# Basis Function BIC Score

## Summary

The Basis Function BIC Score is a BIC-type score for **nonlinear additive or partially nonlinear models** built using finite basis expansions. It supports **continuous variables** (using polynomial or orthogonal basis functions) and **discrete variables** (expanded into indicator bases). This makes it suitable for **mixed continuous/discrete datasets**.

The score evaluates DAG structures where each node is modeled via a basis-function regression on its parents, regardless of whether they are continuous or discrete.

## When to use

- Data may include **nonlinear continuous** relationships and/or **categorical variables**.
- You want a **single unified scoring approach** that handles mixed data without discretization.
- You are using hybrid or score-based algorithms such as **BOSS**, **GES/FGES**, **GRaSP**, or **FCIT**.

## Model class

- Each variable is modeled using a **basis expansion** of its parents:
    - Continuous parents use orthogonal/polynomial basis functions truncated at some order.
    - Discrete parents use **indicator basis functions** (all categories except one).
- This allows the conditional mean to approximate smooth nonlinear functions and interactions.

Residuals are assumed independent with finite variance (often Gaussian for scoring).

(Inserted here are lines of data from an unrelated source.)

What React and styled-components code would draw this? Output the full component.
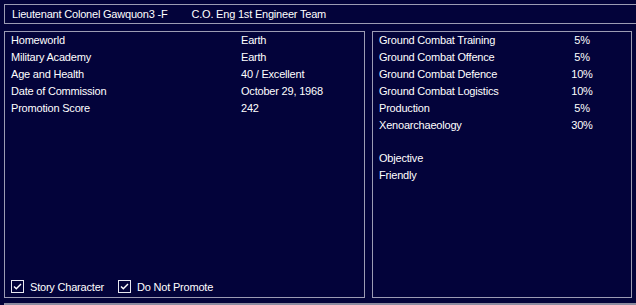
import styled, { createGlobalStyle } from 'styled-components'

const GlobalStyle = createGlobalStyle`
  html, body {
    margin: 0;
    padding: 0;
    background: #03033a;
    overflow: hidden;
  }
  body {
    font-family: "Liberation Sans", Arial, sans-serif;
    font-size: 11px;
    letter-spacing: -0.2px;
    color: #ffffff;
  }
`

const line = '#9c9cb4'

const Page = styled.div`
  width: 636px;
  height: 305px;
  padding: 4px 0 0 4px;
  box-sizing: border-box;
  display: flex;
  flex-direction: column;
  background: #03033a;
`

const TopBar = styled.div`
  height: 18px;
  border: 1px solid ${line};
  border-right: none;
  display: flex;
  align-items: center;
  padding-left: 7px;
  gap: 24px;
  white-space: nowrap;
`

const Panels = styled.div`
  margin-top: 7px;
  width: 628px;
  height: 267px;
  display: flex;
  gap: 7px;
`

const Panel = styled.div`
  width: ${p => p.$w}px;
  box-sizing: border-box;
  border: 1px solid ${line};
  padding: 0 6px;
  display: flex;
  flex-direction: column;
`

const Grid = styled.div`
  display: grid;
  grid-template-columns: ${p => p.$cols};
  grid-auto-rows: 17px;
  align-items: center;
  white-space: nowrap;
  margin-top: -1px;
`

const Value = styled.span`
  text-align: ${p => (p.$center ? 'center' : 'left')};
`

const Spacer = styled.div`
  height: 17px;
`

const Checks = styled.div`
  margin-top: auto;
  margin-bottom: 4px;
  display: flex;
  align-items: center;
  gap: 14px;
`

const CheckItem = styled.label`
  display: flex;
  align-items: center;
  gap: 6px;
`

const Box = styled.svg`
  width: 13px;
  height: 13px;
  display: block;
`

const Footer = styled.div`
  margin-top: 5px;
  flex: 1;
  border-top: 2px solid #8c8ca0;
  border-left: 1px solid ${line};
`

function Check({ label }) {
  return (
    <CheckItem>
      <Box viewBox="0 0 13 13">
        <rect x="0.5" y="0.5" width="12" height="12" fill="#03033a" stroke="#e8e8f0" strokeWidth="1" />
        <path d="M3 6.5 L5.3 8.8 L10 4" fill="none" stroke="#ffffff" strokeWidth="1.4" />
      </Box>
      <span>{label}</span>
    </CheckItem>
  )
}

const details = [
  ['Homeworld', 'Earth'],
  ['Military Academy', 'Earth'],
  ['Age and Health', '40 / Excellent'],
  ['Date of Commission', 'October 29, 1968'],
  ['Promotion Score', '242'],
]

const skills = [
  ['Ground Combat Training', '5%'],
  ['Ground Combat Offence', '5%'],
  ['Ground Combat Defence', '10%'],
  ['Ground Combat Logistics', '10%'],
  ['Production', '5%'],
  ['Xenoarchaeology', '30%'],
]

export default function App() {
  return (
    <>
      <GlobalStyle />
      <Page>
        <TopBar>
          <span>Lieutenant Colonel Gawquon3 -F</span>
          <span>C.O. Eng 1st Engineer Team</span>
        </TopBar>
        <Panels>
          <Panel $w={361}>
            <Grid $cols="230px 1fr">
              {details.flatMap(([k, v]) => [
                <span key={k}>{k}</span>,
                <Value key={k + 'v'}>{v}</Value>,
              ])}
            </Grid>
            <Checks>
              <Check label="Story Character" />
              <Check label="Do Not Promote" />
            </Checks>
          </Panel>
          <Panel $w={260}>
            <Grid $cols="173px 60px">
              {skills.flatMap(([k, v]) => [
                <span key={k}>{k}</span>,
                <Value key={k + 'v'} $center>{v}</Value>,
              ])}
            </Grid>
            <Spacer />
            <Grid $cols="1fr">
              <span>Objective</span>
              <span>Friendly</span>
            </Grid>
          </Panel>
        </Panels>
        <Footer />
      </Page>
    </>
  )
}
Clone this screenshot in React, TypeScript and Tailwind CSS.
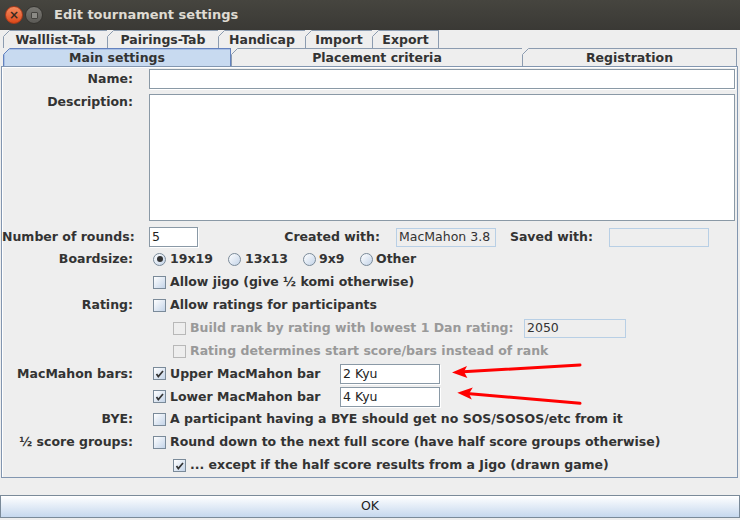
import React from "react";

function Corner({ color }: { color: string }) {
  return (
    <svg className="absolute top-[-1px] left-[-1px]" width="7" height="7" viewBox="0 0 7 7">
      <polygon points="0,0 7,0 0,7" fill="#eeeeee" />
      <line x1="0.5" y1="6.5" x2="6.5" y2="0.5" stroke={color} strokeWidth="1" />
    </svg>
  );
}

function Tab({ label, w, selected }: { label: string; w: string; selected?: boolean }) {
  return (
    <div
      className={
        selected
          ? `relative ${w} h-full flex items-center justify-center border border-b-0 border-[#6382bf] bg-[#c8daf0] shadow-[inset_1px_1px_0_#a9c0e4]`
          : `relative ${w} h-full flex items-center justify-center border border-b-0 border-r-0 border-[#8c9cb0] bg-[#eeeeee]`
      }
    >
      <Corner color={selected ? "#6382bf" : "#8c9cb0"} />
      <span className="translate-y-[1px] font-bold text-[12.5px] leading-none text-[#333333]">{label}</span>
    </div>
  );
}

function Check({ checked, disabled }: { checked?: boolean; disabled?: boolean }) {
  return (
    <span
      className={
        disabled
          ? "w-[13px] h-[13px] shrink-0 border border-[#b8b8b8] bg-[#eeeeee] flex items-center justify-center"
          : "w-[13px] h-[13px] shrink-0 border border-[#7a8a99] bg-gradient-to-br from-[#ffffff] to-[#c4d4e8] flex items-center justify-center"
      }
    >
      {checked && (
        <svg width="9" height="9" viewBox="0 0 9 9">
          <path d="M1.5 5 L3.3 7.5 L8 2" fill="none" stroke="#333333" strokeWidth="1.7" />
        </svg>
      )}
    </span>
  );
}

function Radio({ selected }: { selected?: boolean }) {
  return (
    <span className="w-[13px] h-[13px] shrink-0 rounded-full border border-[#7a8a99] bg-gradient-to-br from-[#ffffff] to-[#c4d4e8] flex items-center justify-center">
      {selected && <span className="w-[6px] h-[6px] rounded-full bg-[#333333]" />}
    </span>
  );
}

function Row({ label, children, h = "h-[23px]" }: { label?: string; children?: React.ReactNode; h?: string }) {
  return (
    <div className={`flex items-center ${h}`}>
      <div className="w-[131px] shrink-0 text-right font-bold text-[12.5px] text-[#333333] whitespace-nowrap">{label}</div>
      <div className="ml-[16px] flex items-center flex-1 min-w-0">{children}</div>
    </div>
  );
}

function CheckItem({ text, checked, disabled, indent }: { text: string; checked?: boolean; disabled?: boolean; indent?: boolean }) {
  return (
    <div className={indent ? "flex items-center ml-[24px]" : "flex items-center ml-[4px]"}>
      <Check checked={checked} disabled={disabled} />
      <span
        className={
          disabled
            ? "ml-[4px] font-bold text-[12.5px] text-[#999999] whitespace-nowrap"
            : "ml-[4px] font-bold text-[12.5px] text-[#333333] whitespace-nowrap"
        }
      >
        {text}
      </span>
    </div>
  );
}

function Field({ w, value, disabled, h = "h-[20px]" }: { w: string; value?: string; disabled?: boolean; h?: string }) {
  return (
    <div
      className={
        disabled
          ? `${w} ${h} shrink-0 border border-[#b8cfe5] bg-[#eeeeee] flex items-center pl-[2px] text-[12.5px] text-[#333333]`
          : `${w} ${h} shrink-0 border border-[#8a99a6] bg-white flex items-center pl-[2px] text-[12.5px] text-[#222222] shadow-[1px_1px_0_#ffffff]`
      }
    >
      {value}
    </div>
  );
}

export default function App() {
  return (
    <div className="relative w-[740px] h-[520px] bg-[#eeeeee] flex flex-col overflow-hidden font-['DejaVu_Sans',sans-serif] text-[#333333]">
      {/* Title bar */}
      <div className="h-[30px] shrink-0 bg-gradient-to-b from-[#46453f] to-[#3a3935] flex items-center pl-[5px]">
        <div className="w-[18px] h-[18px] rounded-full bg-gradient-to-b from-[#f48b5e] to-[#dc4715] border border-[#a8391a] flex items-center justify-center">
          <span className="text-[12px] leading-none font-bold text-[#3a2a20]">×</span>
        </div>
        <div className="ml-[2px] w-[18px] h-[18px] rounded-full bg-gradient-to-b from-[#7a7974] to-[#5b5a56] border border-[#34332f] flex items-center justify-center">
          <span className="w-[7px] h-[7px] rounded-[1px] bg-[#8c8b86] border border-[#44433f]" />
        </div>
        <span className="ml-[11px] font-bold text-[13px] text-[#dfdbd2]">Edit tournament settings</span>
      </div>

      {/* Tab row 1 */}
      <div className="h-[18px] shrink-0 flex pl-[3px]">
        <Tab label="Walllist-Tab" w="w-[104px]" />
        <Tab label="Pairings-Tab" w="w-[111px]" />
        <Tab label="Handicap" w="w-[87px]" />
        <Tab label="Import" w="w-[67px]" />
        <div className="border-r border-[#8c9cb0] flex">
          <Tab label="Export" w="w-[66px]" />
        </div>
      </div>
      {/* Tab row 2 */}
      <div className="h-[18px] shrink-0 flex pl-[3px]">
        <Tab label="Main settings" w="w-[228px]" selected />
        <Tab label="Placement criteria" w="w-[291px]" />
        <div className="border-r border-[#8c9cb0] flex">
          <Tab label="Registration" w="w-[214px]" />
        </div>
      </div>

      {/* Panel */}
      <div className="ml-[1px] w-[737px] h-[412px] shrink-0 border border-[#8296b0] shadow-[inset_1px_1px_0_#ffffff] pt-[2px] pr-[2px] flex flex-col">
        <Row label="Name:" h="h-[20px]">
          <Field w="flex-1" />
        </Row>
        <div className="flex mt-[5px]">
          <div className="w-[131px] shrink-0 text-right font-bold text-[12.5px] leading-[15px] text-[#333333]">Description:</div>
          <div className="ml-[16px] flex-1 h-[127px] border border-[#8a99a6] bg-white" />
        </div>
        <div className="mt-[6px] mb-[1px]">
          <Row label="Number of rounds:" h="h-[20px]">
            <Field w="w-[49px]" value="5" />
            <span className="w-[182px] shrink-0 text-right font-bold text-[12.5px] whitespace-nowrap">Created with:</span>
            <div className="ml-[16px]">
              <Field w="w-[100px]" value="MacMahon 3.8" disabled h="h-[19px]" />
            </div>
            <span className="w-[97px] shrink-0 text-right font-bold text-[12.5px] whitespace-nowrap">Saved with:</span>
            <div className="ml-[16px]">
              <Field w="w-[100px]" disabled h="h-[19px]" />
            </div>
          </Row>
        </div>
        <Row label="Boardsize:">
          <div className="flex items-center ml-[4px]">
            <div className="w-[75px] flex items-center">
              <Radio selected />
              <span className="ml-[4px] font-bold text-[12.5px]">19x19</span>
            </div>
            <div className="w-[75px] flex items-center">
              <Radio />
              <span className="ml-[4px] font-bold text-[12.5px]">13x13</span>
            </div>
            <div className="w-[57px] flex items-center">
              <Radio />
              <span className="ml-[3px] font-bold text-[12.5px]">9x9</span>
            </div>
            <div className="flex items-center">
              <Radio />
              <span className="ml-[3px] font-bold text-[12.5px]">Other</span>
            </div>
          </div>
        </Row>
        <Row>
          <CheckItem text="Allow jigo (give ½ komi otherwise)" />
        </Row>
        <Row label="Rating:">
          <CheckItem text="Allow ratings for participants" />
        </Row>
        <Row>
          <div className="flex items-center ml-[24px]">
            <Check disabled />
            <span className="ml-[4px] w-[334px] shrink-0 font-bold text-[12.5px] text-[#999999] whitespace-nowrap">
              Build rank by rating with lowest 1 Dan rating:
            </span>
            <Field w="w-[102px]" value="2050" disabled h="h-[19px]" />
          </div>
        </Row>
        <Row>
          <CheckItem text="Rating determines start score/bars instead of rank" disabled indent />
        </Row>
        <Row label="MacMahon bars:">
          <div className="flex items-center ml-[4px]">
            <Check checked />
            <span className="ml-[4px] w-[170px] shrink-0 font-bold text-[12.5px] whitespace-nowrap">Upper MacMahon bar</span>
            <Field w="w-[100px]" value="2 Kyu" />
          </div>
        </Row>
        <Row>
          <div className="flex items-center ml-[4px]">
            <Check checked />
            <span className="ml-[4px] w-[170px] shrink-0 font-bold text-[12.5px] whitespace-nowrap">Lower MacMahon bar</span>
            <Field w="w-[100px]" value="4 Kyu" />
          </div>
        </Row>
        <Row label="BYE:">
          <CheckItem text="A participant having a BYE should get no SOS/SOSOS/etc from it" />
        </Row>
        <Row label="½ score groups:">
          <CheckItem text="Round down to the next full score (have half score groups otherwise)" />
        </Row>
        <Row>
          <CheckItem text="... except if the half score results from a Jigo (drawn game)" checked indent />
        </Row>
      </div>

      {/* OK button */}
      <div className="mt-[17px] h-[23px] shrink-0 border border-[#7a8a99] shadow-[inset_0_1px_0_#ffffff] bg-gradient-to-b from-[#ffffff] to-[#c6d8ee] flex items-center justify-center">
        <span className="text-[12.5px] text-[#222222]">OK</span>
      </div>

      {/* Red arrows overlay */}
      <svg className="absolute left-0 top-0 pointer-events-none" width="740" height="520" viewBox="0 0 740 520">
        <line x1="580" y1="365" x2="463" y2="371.8" stroke="#ff0000" strokeWidth="3" strokeLinecap="round" />
        <polygon points="452,372.5 467,366 464,371.8 467.4,378" fill="#ff0000" />
        <line x1="580" y1="403.3" x2="467" y2="393.6" stroke="#ff0000" strokeWidth="3" strokeLinecap="round" />
        <polygon points="457.3,392.7 472.8,387.5 469,393.7 471.8,399.5" fill="#ff0000" />
      </svg>
    </div>
  );
}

## Score form (conceptual)

As with other BIC scores:

    BIC = 2 * logL − k * ln(N)

where:

- `logL` = log-likelihood under the fitted basis-function model
- `k` = number of basis coefficients
- `N` = sample size

## Parameters

| Parameter (camelCase)   | Description |
|-------------------------|-------------|
| `truncationLimit`       | Integer ≥ 1. Truncation level for continuous-variable basis expansions. Larger values fit more complex nonlinearities but increase dimensionality. |
| `penaltyDiscount`       | Double ≥ 0. Multiplier for the BIC penalty term. Higher values encourage sparser graphs. |
| `regularizationLambda`  | Ridge regularization parameter for basis regression. Helps with nearly singular Gram matrices. |

## Strengths

- Handles **mixed continuous + discrete** datasets in a unified framework.
- Captures **smooth but nonlinear** functional dependencies.
- Integrates directly with BOSS, GRaSP, and nonlinear constraint-based tests.

## Limitations

- Must choose basis family and truncation limit.
- Too many basis terms can overfit without sufficient sample size.
- Assumes finite-parameter expansions, not arbitrary nonparametric functions.

## References

- Ramsey, J., Andrews, B., & Spirtes, P. (2025). *Scalable causal discovery from recursive nonlinear data via truncated basis function scores and tests.* arXiv:2510.04276.